THE DATA:
========================================

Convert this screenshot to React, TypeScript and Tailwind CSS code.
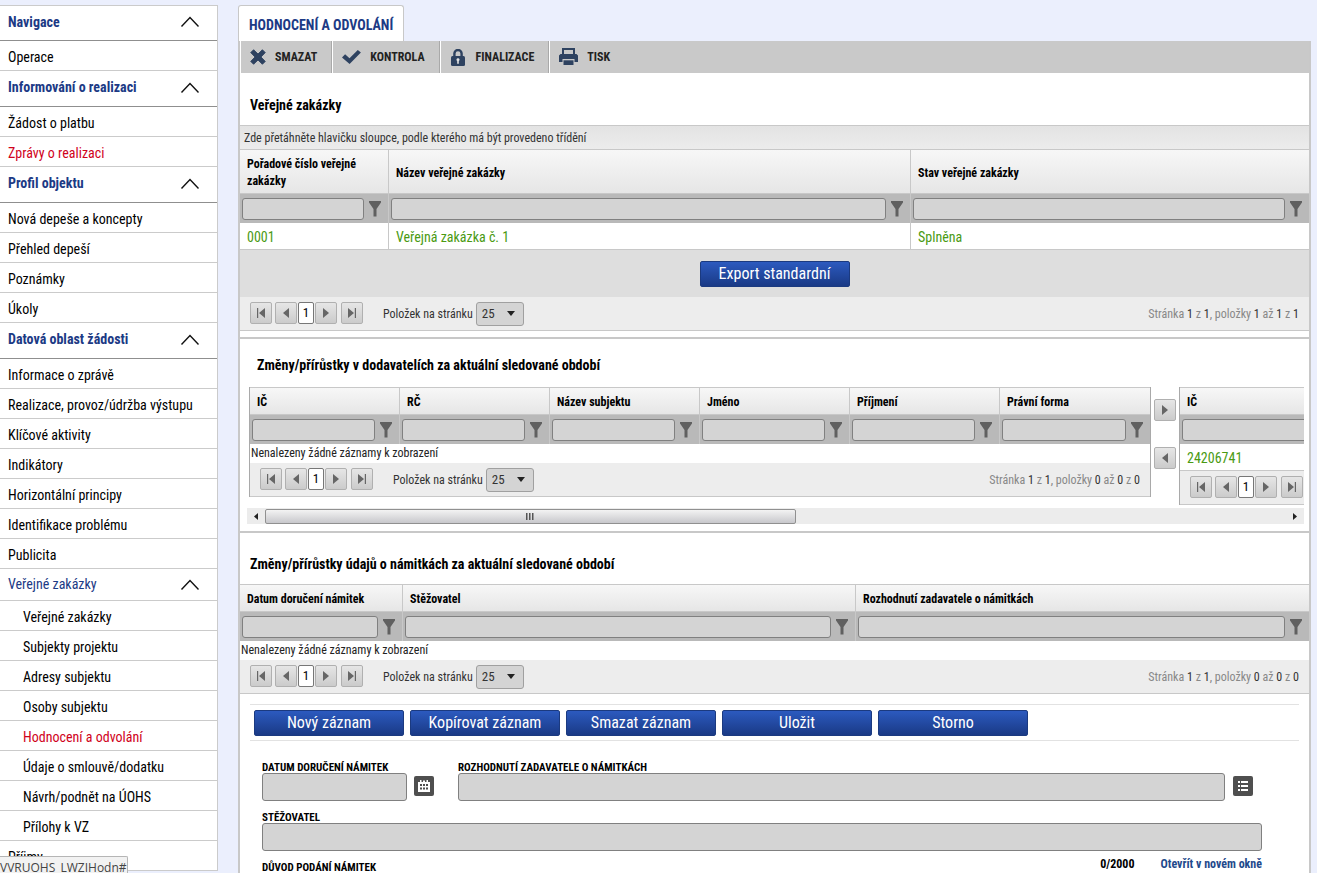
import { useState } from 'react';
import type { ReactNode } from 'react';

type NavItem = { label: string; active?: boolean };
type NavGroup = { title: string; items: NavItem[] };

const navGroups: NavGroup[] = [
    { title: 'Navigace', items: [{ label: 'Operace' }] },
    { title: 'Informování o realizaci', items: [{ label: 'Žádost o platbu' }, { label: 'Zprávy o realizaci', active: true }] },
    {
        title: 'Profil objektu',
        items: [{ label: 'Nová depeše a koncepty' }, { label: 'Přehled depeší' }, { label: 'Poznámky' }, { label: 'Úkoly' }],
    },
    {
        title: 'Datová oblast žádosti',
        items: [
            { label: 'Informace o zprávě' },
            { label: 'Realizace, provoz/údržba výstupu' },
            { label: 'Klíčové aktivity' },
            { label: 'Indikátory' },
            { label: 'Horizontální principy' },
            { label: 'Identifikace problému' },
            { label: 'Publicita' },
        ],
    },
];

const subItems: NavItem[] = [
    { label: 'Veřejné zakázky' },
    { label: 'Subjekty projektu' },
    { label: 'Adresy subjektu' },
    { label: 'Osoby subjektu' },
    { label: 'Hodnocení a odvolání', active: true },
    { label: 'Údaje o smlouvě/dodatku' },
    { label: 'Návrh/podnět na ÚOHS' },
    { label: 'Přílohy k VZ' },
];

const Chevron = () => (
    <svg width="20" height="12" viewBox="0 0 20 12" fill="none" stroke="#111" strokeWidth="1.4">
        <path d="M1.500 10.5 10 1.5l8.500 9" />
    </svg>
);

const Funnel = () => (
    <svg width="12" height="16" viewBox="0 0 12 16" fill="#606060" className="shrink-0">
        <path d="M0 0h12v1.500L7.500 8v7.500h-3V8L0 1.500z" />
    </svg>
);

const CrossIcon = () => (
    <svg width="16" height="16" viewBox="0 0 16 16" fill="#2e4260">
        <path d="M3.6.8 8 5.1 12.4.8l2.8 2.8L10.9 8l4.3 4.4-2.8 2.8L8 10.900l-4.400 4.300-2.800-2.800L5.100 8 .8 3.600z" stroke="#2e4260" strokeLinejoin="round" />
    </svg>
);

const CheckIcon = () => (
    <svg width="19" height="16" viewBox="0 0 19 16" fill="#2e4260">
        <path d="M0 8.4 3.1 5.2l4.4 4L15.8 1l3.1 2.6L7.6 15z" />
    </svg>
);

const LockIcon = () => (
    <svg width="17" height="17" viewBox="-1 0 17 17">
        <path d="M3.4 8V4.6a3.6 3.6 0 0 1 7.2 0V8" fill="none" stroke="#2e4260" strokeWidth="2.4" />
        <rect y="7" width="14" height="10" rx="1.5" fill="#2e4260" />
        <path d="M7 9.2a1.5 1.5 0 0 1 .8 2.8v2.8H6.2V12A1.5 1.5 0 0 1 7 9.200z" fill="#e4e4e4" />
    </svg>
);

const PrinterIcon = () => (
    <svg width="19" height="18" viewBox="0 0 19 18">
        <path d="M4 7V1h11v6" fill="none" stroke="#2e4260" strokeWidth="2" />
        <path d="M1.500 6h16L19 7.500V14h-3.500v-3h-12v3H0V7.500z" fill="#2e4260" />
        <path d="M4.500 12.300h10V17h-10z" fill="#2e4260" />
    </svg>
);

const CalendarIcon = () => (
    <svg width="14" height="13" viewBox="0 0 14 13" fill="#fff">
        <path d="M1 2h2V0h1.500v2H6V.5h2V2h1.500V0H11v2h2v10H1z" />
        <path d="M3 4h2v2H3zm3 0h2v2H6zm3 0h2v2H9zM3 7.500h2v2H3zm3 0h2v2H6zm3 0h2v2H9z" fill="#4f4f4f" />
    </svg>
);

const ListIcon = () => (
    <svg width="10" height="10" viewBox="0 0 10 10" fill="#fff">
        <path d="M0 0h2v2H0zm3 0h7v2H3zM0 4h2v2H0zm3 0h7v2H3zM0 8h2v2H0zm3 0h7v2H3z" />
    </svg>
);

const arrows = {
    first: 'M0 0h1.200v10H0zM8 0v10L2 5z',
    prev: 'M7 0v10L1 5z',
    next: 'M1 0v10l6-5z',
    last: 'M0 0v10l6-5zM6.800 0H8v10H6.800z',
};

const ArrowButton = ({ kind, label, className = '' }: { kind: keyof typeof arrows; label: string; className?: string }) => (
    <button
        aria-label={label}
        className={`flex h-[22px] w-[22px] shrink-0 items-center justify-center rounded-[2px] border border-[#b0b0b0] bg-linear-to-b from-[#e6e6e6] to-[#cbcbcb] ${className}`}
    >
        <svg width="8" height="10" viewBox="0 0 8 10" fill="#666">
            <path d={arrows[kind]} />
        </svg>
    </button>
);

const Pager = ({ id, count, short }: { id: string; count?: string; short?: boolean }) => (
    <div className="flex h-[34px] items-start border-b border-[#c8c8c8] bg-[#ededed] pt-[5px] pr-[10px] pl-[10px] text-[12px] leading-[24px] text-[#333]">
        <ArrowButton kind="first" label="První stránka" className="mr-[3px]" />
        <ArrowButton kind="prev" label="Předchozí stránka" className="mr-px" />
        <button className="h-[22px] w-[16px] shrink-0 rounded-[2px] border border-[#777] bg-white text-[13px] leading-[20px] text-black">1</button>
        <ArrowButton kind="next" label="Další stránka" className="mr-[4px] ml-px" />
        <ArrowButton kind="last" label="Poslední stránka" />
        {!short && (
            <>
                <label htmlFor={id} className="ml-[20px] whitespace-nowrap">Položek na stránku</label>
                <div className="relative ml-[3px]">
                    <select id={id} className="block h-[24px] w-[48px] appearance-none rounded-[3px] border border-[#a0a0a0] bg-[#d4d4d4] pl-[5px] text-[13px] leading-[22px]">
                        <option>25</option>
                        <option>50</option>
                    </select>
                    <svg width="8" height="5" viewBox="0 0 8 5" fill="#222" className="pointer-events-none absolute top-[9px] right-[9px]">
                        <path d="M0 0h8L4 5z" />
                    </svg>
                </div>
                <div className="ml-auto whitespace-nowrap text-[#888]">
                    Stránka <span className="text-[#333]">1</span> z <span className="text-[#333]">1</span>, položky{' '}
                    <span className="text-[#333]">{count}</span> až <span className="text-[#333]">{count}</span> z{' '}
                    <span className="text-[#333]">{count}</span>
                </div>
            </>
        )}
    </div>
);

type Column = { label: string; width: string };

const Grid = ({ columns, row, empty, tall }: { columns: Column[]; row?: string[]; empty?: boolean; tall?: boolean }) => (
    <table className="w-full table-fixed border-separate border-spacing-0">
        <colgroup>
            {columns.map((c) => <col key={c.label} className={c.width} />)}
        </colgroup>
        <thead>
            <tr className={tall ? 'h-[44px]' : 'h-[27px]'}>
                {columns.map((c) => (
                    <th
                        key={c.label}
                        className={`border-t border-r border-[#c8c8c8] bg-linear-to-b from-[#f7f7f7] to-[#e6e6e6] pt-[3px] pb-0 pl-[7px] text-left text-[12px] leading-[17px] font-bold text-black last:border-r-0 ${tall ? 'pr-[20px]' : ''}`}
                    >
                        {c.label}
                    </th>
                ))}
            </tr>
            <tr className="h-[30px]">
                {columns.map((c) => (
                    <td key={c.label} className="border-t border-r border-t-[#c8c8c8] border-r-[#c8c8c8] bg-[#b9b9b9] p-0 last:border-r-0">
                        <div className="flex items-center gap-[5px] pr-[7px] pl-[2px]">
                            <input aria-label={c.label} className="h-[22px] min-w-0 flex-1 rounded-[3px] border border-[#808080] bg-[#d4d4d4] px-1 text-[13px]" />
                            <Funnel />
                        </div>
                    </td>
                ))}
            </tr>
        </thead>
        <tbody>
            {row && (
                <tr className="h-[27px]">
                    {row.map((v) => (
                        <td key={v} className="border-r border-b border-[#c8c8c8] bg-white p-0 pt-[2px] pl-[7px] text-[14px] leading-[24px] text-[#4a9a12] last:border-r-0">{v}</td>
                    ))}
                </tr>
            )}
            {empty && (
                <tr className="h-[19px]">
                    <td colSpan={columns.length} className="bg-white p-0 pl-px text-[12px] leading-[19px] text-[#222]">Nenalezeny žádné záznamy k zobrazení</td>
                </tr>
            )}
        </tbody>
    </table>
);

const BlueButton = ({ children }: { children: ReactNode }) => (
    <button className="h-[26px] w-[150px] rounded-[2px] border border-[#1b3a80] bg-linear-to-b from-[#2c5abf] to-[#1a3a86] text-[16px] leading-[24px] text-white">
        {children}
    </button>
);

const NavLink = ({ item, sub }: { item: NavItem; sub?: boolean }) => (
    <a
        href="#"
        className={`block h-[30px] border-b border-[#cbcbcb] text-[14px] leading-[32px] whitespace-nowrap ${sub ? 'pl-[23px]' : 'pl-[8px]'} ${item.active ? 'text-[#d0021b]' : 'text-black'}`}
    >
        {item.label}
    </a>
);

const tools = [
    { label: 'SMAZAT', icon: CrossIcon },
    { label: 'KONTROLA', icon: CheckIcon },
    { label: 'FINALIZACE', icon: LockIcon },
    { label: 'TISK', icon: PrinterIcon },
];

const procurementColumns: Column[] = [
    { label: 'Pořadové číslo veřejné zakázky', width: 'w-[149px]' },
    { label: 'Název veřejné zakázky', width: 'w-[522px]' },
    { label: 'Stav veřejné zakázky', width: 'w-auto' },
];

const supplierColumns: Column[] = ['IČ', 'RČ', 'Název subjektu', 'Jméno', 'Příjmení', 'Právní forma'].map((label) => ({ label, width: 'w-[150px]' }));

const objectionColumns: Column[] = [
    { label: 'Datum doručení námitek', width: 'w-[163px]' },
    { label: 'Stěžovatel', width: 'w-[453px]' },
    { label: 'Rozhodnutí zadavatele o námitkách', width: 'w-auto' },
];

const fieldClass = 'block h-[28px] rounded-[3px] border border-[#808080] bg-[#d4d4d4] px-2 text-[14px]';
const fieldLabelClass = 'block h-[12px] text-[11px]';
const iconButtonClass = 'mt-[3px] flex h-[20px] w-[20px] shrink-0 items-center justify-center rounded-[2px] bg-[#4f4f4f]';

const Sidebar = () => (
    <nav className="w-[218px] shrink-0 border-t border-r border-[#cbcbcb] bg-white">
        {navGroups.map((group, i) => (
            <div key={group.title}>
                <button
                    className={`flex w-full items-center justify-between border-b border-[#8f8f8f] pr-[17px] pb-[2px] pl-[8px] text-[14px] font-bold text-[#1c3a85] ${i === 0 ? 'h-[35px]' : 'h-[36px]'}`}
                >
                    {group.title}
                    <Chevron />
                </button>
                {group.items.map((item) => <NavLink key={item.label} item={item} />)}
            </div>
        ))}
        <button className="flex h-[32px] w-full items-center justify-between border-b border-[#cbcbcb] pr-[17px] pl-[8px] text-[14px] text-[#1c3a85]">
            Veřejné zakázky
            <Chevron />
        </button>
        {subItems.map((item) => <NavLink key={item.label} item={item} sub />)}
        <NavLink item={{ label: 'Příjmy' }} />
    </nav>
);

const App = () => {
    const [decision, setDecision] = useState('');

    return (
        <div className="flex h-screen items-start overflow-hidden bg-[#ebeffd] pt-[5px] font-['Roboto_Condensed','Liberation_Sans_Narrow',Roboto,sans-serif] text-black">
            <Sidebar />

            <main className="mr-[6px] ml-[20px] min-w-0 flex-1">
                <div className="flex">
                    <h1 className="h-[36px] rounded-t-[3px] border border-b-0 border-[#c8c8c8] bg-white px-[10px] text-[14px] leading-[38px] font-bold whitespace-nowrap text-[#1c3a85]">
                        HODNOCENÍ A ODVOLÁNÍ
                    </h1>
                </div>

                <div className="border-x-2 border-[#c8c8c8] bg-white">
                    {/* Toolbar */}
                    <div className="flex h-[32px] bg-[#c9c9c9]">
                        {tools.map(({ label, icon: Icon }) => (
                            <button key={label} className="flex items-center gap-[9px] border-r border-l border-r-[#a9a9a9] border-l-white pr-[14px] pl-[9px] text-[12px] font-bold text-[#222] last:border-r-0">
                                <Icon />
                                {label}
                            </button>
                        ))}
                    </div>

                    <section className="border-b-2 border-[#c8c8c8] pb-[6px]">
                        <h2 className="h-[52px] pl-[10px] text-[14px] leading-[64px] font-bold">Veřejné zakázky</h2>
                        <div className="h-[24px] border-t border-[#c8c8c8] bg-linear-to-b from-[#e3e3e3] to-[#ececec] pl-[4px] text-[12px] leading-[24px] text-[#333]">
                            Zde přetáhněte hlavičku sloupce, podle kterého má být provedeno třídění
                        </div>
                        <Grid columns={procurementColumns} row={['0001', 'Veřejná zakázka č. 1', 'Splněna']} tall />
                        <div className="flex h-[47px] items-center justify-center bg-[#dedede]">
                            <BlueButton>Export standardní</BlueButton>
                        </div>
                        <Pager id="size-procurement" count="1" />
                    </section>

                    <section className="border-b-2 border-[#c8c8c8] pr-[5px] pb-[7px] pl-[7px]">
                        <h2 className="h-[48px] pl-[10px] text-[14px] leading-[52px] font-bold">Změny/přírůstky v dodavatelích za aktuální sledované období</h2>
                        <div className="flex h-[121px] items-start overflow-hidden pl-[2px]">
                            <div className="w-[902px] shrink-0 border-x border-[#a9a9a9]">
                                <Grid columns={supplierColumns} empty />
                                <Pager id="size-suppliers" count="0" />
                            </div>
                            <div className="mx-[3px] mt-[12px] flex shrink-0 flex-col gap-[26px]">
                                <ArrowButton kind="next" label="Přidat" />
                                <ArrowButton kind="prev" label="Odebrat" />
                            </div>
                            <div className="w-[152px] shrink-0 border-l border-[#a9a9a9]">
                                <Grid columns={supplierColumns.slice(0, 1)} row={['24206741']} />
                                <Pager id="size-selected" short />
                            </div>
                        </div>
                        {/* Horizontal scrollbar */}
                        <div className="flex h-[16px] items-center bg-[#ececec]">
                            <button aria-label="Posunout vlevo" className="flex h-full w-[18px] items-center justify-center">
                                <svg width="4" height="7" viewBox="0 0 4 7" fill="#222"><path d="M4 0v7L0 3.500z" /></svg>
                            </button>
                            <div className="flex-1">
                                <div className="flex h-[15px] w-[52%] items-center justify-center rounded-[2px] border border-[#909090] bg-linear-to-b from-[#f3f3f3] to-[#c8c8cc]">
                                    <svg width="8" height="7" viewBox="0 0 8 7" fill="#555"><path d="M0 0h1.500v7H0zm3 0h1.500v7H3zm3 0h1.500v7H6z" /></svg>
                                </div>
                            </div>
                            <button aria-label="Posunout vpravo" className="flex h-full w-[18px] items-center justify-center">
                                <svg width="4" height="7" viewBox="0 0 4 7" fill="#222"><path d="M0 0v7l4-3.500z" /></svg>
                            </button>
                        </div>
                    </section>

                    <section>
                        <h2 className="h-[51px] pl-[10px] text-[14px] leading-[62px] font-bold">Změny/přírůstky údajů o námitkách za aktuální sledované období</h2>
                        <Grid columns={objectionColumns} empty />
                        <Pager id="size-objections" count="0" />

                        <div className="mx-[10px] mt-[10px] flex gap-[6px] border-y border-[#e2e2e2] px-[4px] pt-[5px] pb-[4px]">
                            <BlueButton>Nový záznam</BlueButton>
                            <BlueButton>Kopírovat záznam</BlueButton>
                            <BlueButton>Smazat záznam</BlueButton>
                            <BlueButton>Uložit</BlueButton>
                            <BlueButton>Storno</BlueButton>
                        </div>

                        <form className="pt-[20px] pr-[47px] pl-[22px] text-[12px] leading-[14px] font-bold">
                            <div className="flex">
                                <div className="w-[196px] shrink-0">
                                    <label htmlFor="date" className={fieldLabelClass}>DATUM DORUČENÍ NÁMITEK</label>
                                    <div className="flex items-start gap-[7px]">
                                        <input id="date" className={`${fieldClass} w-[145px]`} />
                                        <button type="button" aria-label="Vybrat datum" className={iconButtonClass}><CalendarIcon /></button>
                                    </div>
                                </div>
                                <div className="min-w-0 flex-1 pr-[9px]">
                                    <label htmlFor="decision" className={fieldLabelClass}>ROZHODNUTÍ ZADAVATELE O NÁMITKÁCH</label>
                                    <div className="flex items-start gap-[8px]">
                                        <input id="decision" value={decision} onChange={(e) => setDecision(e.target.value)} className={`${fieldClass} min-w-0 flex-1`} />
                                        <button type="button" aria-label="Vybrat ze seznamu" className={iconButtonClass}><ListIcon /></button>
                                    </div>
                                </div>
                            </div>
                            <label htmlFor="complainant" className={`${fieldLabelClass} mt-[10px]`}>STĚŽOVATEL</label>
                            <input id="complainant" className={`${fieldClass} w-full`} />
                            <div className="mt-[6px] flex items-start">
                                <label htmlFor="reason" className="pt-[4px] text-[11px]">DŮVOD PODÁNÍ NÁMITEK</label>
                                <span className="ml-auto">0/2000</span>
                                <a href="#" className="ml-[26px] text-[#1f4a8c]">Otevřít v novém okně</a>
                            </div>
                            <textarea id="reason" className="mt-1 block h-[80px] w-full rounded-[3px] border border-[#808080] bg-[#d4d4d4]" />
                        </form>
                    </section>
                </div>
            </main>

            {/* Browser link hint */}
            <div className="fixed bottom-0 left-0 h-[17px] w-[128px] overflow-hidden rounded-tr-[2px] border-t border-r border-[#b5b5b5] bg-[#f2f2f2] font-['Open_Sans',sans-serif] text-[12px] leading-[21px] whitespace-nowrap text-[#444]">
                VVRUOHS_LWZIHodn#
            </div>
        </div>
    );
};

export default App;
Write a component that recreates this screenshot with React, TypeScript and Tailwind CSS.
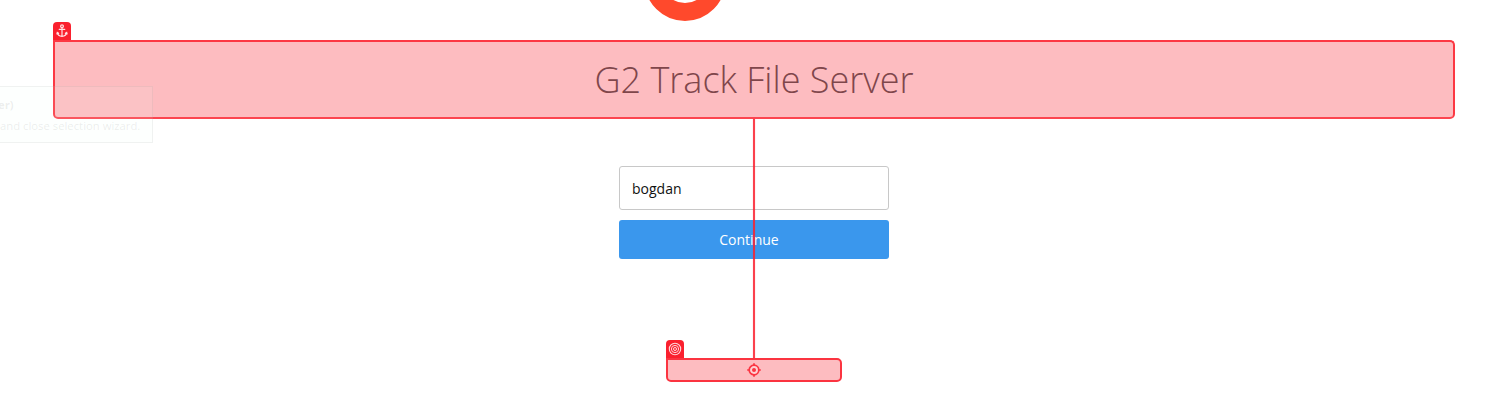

========================================

WHAT TO PRODUCE:
Whenever "TypeScript" turns up in a line, pick that line out.

RESPONSE TO THIS TASK:
Convert this screenshot to React, TypeScript and Tailwind CSS code.
Write a component that recreates this screenshot with React, TypeScript and Tailwind CSS.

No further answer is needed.